The Gospels tell us several times that Mary wondered and pondered at the events that were taking place around her Son.  A celebration such as this invites one to wonder and ponder the mystery of it all.  In one’s quieter moments I am sure I can be allowed to wonder how in the name of the Lord I ended up in this ministry.  However it is not something that one can dwell on.  At an early age I had decided that priesthood was the vocation I wished to pursue in life.  That was my own personal decision and one that I have never regretted.  Through ordination to priesthood one commits one’s life into the hands of others and you promise to accept the decisions made for you and the tasks assigned to you.  As I have reminded many priests on their ordination day over the past 25 years the final words of the ordination rite are an invitation to model one’s life on the mystery of the Lord’s cross.  There will always be an element of the cross in the living out of one’s priestly vocation; even more so the call to be a Bishop.  It is not for decoration that a Bishop is invited to wear a cross.  That decision was made by others.  It is primarily a call to service, a call to spend one’s life in complete service of the Lord.

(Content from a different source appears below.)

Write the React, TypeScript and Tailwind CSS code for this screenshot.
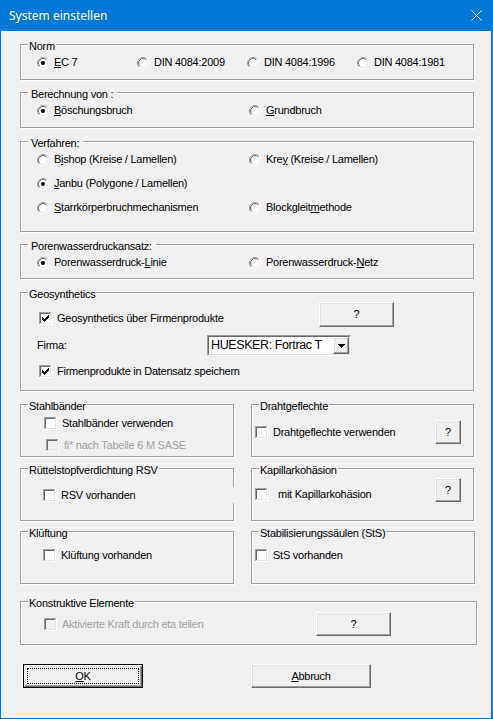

In pondering how this call came to me at a relatively young age – they are going for more mature appointments in these times – I am conscious of several times in my life when the decisions of others had an immense influence on the direction it would take.  Could I share two of these with you?

While my decision to follow a vocation to priesthood was very clear I was less sure about what direction that should take.  At Christmas time during my final year in St Finian’s a few of us went down to spend a couple of days with the St Patrick Missionary Society in Kiltegan to assess the possibility of a missionary vocation.  When I returned to St Finian’s after the Christmas holidays the then President Fr Larry Fagan called me aside one day – he had obviously heard that I had been down in Kiltegan over Christmas – and asked if I was still thinking of priesthood.  I said that I was and he just replied ‘then we are sending you to Rome’.  No discussion or assessment, just a simple definitive decision.

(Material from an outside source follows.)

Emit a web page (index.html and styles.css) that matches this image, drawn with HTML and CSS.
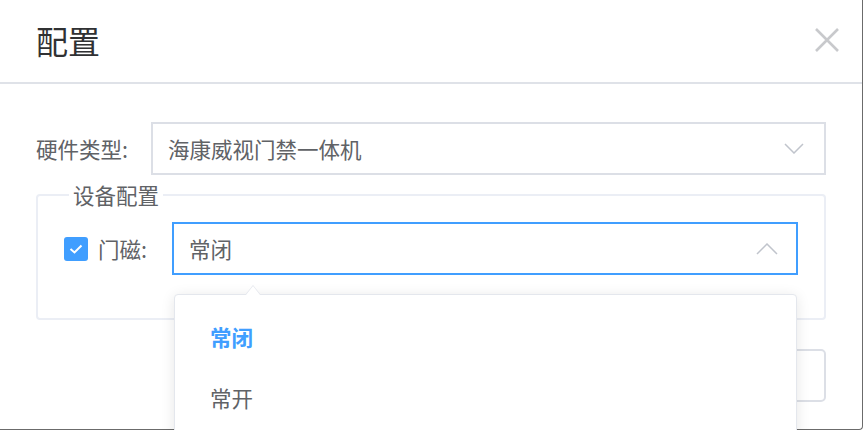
FILE: index.html
```html
<!DOCTYPE html>
<html lang="zh-CN">
<head>
    <meta charset="UTF-8">
    <meta name="viewport" content="width=device-width, initial-scale=1.0">
    <title>配置</title>
    <link rel="stylesheet" href="styles.css">
</head>
<body>
    <div class="dialog">
        <div class="dialog-header">
            <span class="dialog-title">配置</span>
            <button class="dialog-close" aria-label="关闭">
                <svg width="26" height="26" viewBox="0 0 26 26">
                    <path d="M2 2 L24 24 M24 2 L2 24" stroke="#c8c9cc" stroke-width="2.6" fill="none"/>
                </svg>
            </button>
        </div>

        <div class="dialog-body">
            <div class="form-row">
                <label class="form-label">硬件类型:</label>
                <div class="select">
                    <span class="select-value">海康威视门禁一体机</span>
                    <svg class="select-arrow" width="20" height="11" viewBox="0 0 20 11">
                        <path d="M1 1 L10 10 L19 1" stroke="#c0c4cc" stroke-width="1.5" fill="none"/>
                    </svg>
                </div>
            </div>

            <fieldset class="group">
                <legend>设备配置</legend>
                <div class="group-row">
                    <span class="checkbox">
                        <svg width="14" height="10" viewBox="0 0 14 10">
                            <path d="M1.5 5 L5.5 8.5 L12.5 1.5" stroke="#fff" stroke-width="2" fill="none"/>
                        </svg>
                    </span>
                    <label class="group-label">门磁:</label>
                    <div class="select select-open">
                        <span class="select-value">常闭</span>
                        <svg class="select-arrow" width="22" height="12" viewBox="0 0 22 12">
                            <path d="M1 11 L11 1 L21 11" stroke="#c0c4cc" stroke-width="1.5" fill="none"/>
                        </svg>
                        <ul class="dropdown">
                            <li class="dropdown-item selected">常闭</li>
                            <li class="dropdown-item">常开</li>
                        </ul>
                    </div>
                </div>
            </fieldset>

            <div class="dialog-footer">
                <button class="btn">确定</button>
            </div>
        </div>
    </div>
</body>
</html>
```

FILE: styles.css
```css
html, body {
    margin: 0;
    padding: 0;
    overflow: hidden;
    background-color: #ffffff;
}
body {
    font-family: "Noto Sans CJK SC", "Noto Sans", sans-serif;
    color: #606266;
}
.dialog {
    width: 863px;
    height: 430px;
    border-right: 1px solid #6b6b6b;
    border-bottom: 1px solid #6b6b6b;
    border-bottom-right-radius: 4px;
    box-sizing: border-box;
}
.dialog-header {
    height: 84px;
    box-sizing: border-box;
    border-bottom: 2px solid #dfe2e8;
    display: flex;
    align-items: center;
    justify-content: space-between;
    padding: 0 22px 2px 36px;
}
.dialog-title {
    font-size: 32px;
    line-height: 40px;
    color: #303133;
}
.dialog-close {
    border: none;
    background: none;
    padding: 0;
    display: flex;
}
.dialog-body {
    padding: 38px 36px 0 36px;
}
.form-row {
    display: flex;
    align-items: center;
}
.form-label {
    width: 115px;
    font-size: 21.5px;
}
.select {
    position: relative;
    flex: 1;
    height: 53px;
    box-sizing: border-box;
    border: 2px solid #dcdfe6;
    display: flex;
    align-items: center;
    justify-content: space-between;
    padding: 0 20px 0 15px;
    font-size: 21.5px;
}
.select-open {
    border-color: #409eff;
    padding-right: 18px;
}
.group {
    margin: 9px 0 0 0;
    padding: 16px 26px 43px 26px;
    border: 2px solid #ebeef5;
    border-radius: 4px;
}
.group legend {
    margin-left: 5px;
    padding: 0 4px;
    font-size: 21.5px;
    line-height: 22px;
}
.group-row {
    display: flex;
    align-items: center;
}
.checkbox {
    width: 24px;
    height: 24px;
    border-radius: 3px;
    background-color: #409eff;
    display: flex;
    align-items: center;
    justify-content: center;
    margin-right: 10px;
}
.group-label {
    width: 74px;
    font-size: 21.5px;
}
.dropdown {
    position: absolute;
    top: calc(100% + 21px);
    left: 0;
    right: -1px;
    height: 200px;
    margin: 0;
    padding: 11px 0 0 0;
    list-style: none;
    background-color: #ffffff;
    border: 1px solid #e4e7ed;
    border-radius: 4px;
    box-shadow: 0 2px 14px rgba(0, 0, 0, 0.1);
    z-index: 10;
}
.dropdown::before,
.dropdown::after {
    content: "";
    position: absolute;
    left: 70px;
    border: 6px solid transparent;
    border-top: none;
}
.dropdown::before {
    top: -10px;
    border-width: 0 8px 10px 8px;
    border-bottom-color: #e4e7ed;
}
.dropdown::after {
    top: -9px;
    left: 71px;
    border-width: 0 7px 9px 7px;
    border-bottom-color: #ffffff;
}
.dropdown-item {
    height: 61px;
    line-height: 61px;
    padding-left: 35px;
    font-size: 21.5px;
    color: #606266;
}
.dropdown-item.selected {
    color: #409eff;
    font-weight: bold;
}
.dialog-footer {
    display: flex;
    justify-content: flex-end;
    margin-top: 29px;
}
.btn {
    width: 120px;
    height: 53px;
    border: 2px solid #dcdfe6;
    border-radius: 5px;
    background-color: #ffffff;
    font-family: inherit;
    font-size: 20px;
    color: #606266;
}
```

I accepted his verdict little realising what it would mean for my life.  It led to being present at every day of the 2nd Vatican Council, assisting the Irish Bishops on a daily basis over four years.  Following the Council, Bishops’ Conferences had to establish many commissions and agencies which our Bishops did at the end of 1969.  This necessitated having someone to move the paper and lick the stamps and a few months later I found myself in the role – part-time – as the first executive secretary of our own Bishops’ Conference – a direct consequence I have no doubt of my involvement with them during the Council.  I often wonder why Fr Fagan made his decision.  Even though he lived to see me appointed as Bishop he never told me!  I have no doubt that it was his decision, expressed in a few simple words that landed me in this calling.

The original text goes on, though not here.